Hollywood is once again staring down a problem it refuses to acknowledge: audiences aren’t buying what it’s selling anymore.
For years now, the industry has been steadily torching goodwill with moviegoers by turning escapist entertainment into lecture halls. Instead of focusing on story, spectacle, and character — the things that used to pack theaters — studios have increasingly leaned into culture-war messaging and self-congratulatory commentary. The result has been a string of expensive bruises: underperformers and outright bombs that even brand recognition can’t save.
Disney and Marvel have already taken plenty of heat for this pivot, with high-profile disappointments like Lightyear, The Marvels, and the live-action Snow White failing to justify their massive budgets. Even once untouchable franchises have started showing cracks as audiences grow fatigued with preachy marketing and disconnected storytelling.
Now it’s DC’s turn to stumble into the same trap.
After a rocky reboot effort under filmmaker James Gunn — who helped steer Guardians of the Galaxy into a fan favorite — DC Studios’ attempt to reset its cinematic universe is already wobbling. His 2025 Superman relaunch didn’t exactly crash, but it didn’t soar either, landing well short of expectations and falling behind earlier franchise highs.
Worse for the studio, Gunn’s own promotional messaging didn’t help. In interviews, he leaned into framing Superman as a political and cultural metaphor — describing it as a story about America, immigration, morality, and “basic human kindness,” while brushing off critics in blunt terms. That kind of framing may play well in certain circles, but it didn’t translate into box office dominance.
Now attention has shifted to Supergirl, scheduled for a June 26 U.S. release, and early signals are flashing red.
Lead actress Milly Alcock has found herself at the center of controversy after comments about online criticism and gender politics in the superhero genre. In one interview, she suggested the backlash she receives stems from “simply existing as a woman” in the space, adding: “It definitely made me aware that simply existing as a woman in that space is something that people comment on. We have become very comfortable having this weird ownership of women’s bodies. I can’t really stop them. I can only be myself.”
Milly Alcock addresses the backlash she received after saying that “simply existing as a woman is something that people comment on. We have become very comfortable having this weird ownership of women’s bodies.”
“I didn’t even say ‘men’ — I said ‘people!’” Alcock says. “And they… pic.twitter.com/2qQshmdg5w
— Variety (@Variety) May 20, 2026
She later doubled down when responding to criticism, insisting she didn’t even single out men, saying: “I didn’t even say ‘men’ — I said ‘people!’ And they got so angry. I was like, ‘You’re proving my point. You’re proving my point!’”
Alcock also claimed she had irritated certain online critics, referencing anonymous accounts and what she described as predictable profile labels like “Dad of four” or “Christian.”
Whatever one thinks of the discourse, the controversy is now part of the film’s pre-release narrative — and not in a helpful way.

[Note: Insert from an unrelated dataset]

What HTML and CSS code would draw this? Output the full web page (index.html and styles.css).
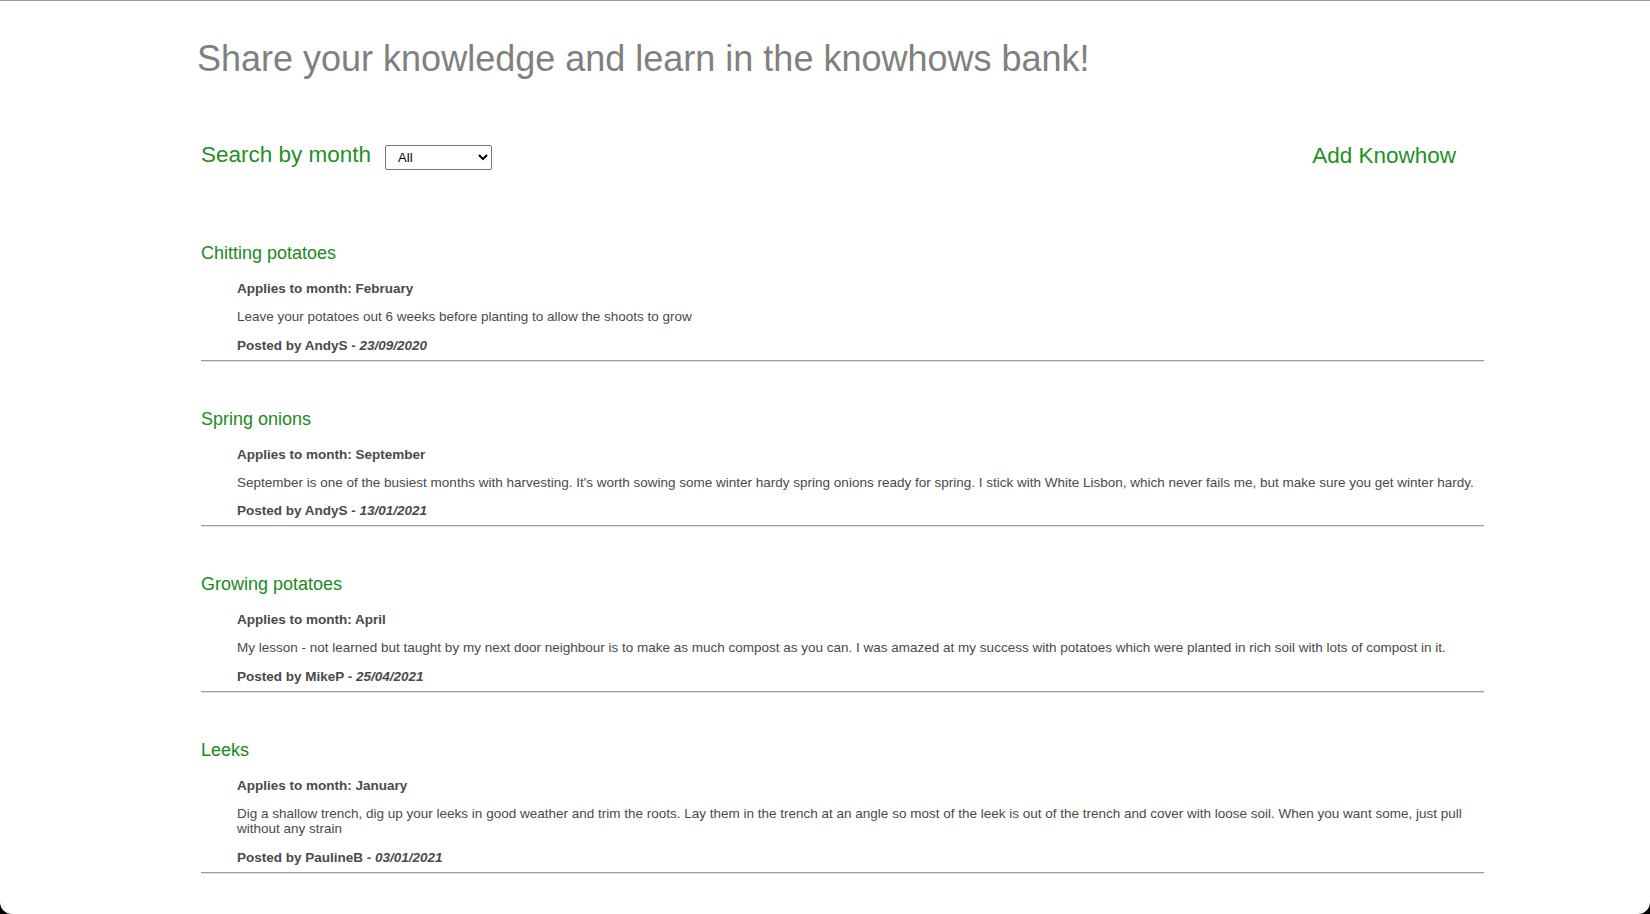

And the numbers aren’t helping either. Early box office tracking reportedly places Supergirl in the $47 million to $65 million domestic opening range — a troubling figure for a film carrying an estimated production budget around $175 million, plus heavy marketing costs. In today’s theatrical economics, that means the movie would likely need roughly half a billion globally just to break even.
That’s a steep climb for any superhero film. For one opening soft, it starts to look impossible.
#Supergirl lands in theaters and @IMAX June 26. pic.twitter.com/N7BYoszfl0
— Supergirl (@supergirl) March 31, 2026
The comparison to Superman only sharpens the concern: that film opened significantly higher and still underwhelmed relative to expectations for a universe reboot. If Supergirl opens below half of that, the trajectory for DC’s “new era” starts looking less like a reset and more like a slow-motion repeat of past franchise fatigue.
DC’s problem isn’t just one film, or one actor’s interview cycle, or even one director’s messaging. It’s a broader inability to remember what made these movies work in the first place: big-screen fun, clean storytelling, and characters audiences want to root for without feeling like they’re being pulled into someone else’s lecture.
Instead, the promotional cycle has become a revolving door of controversy, defensiveness, and cultural signaling — all of which tends to repel the very mainstream audience these films need to survive.
At a time when attention spans are fractured by TikTok, YouTube, and a thousand streaming options, Hollywood can’t afford to keep alienating the people still willing to buy a movie ticket. Yet that’s exactly what keeps happening.
If Supergirl underperforms as early tracking suggests, it won’t just be a stumble for one film — it’ll be another warning flare for an industry still insisting it’s the audience that’s the problem.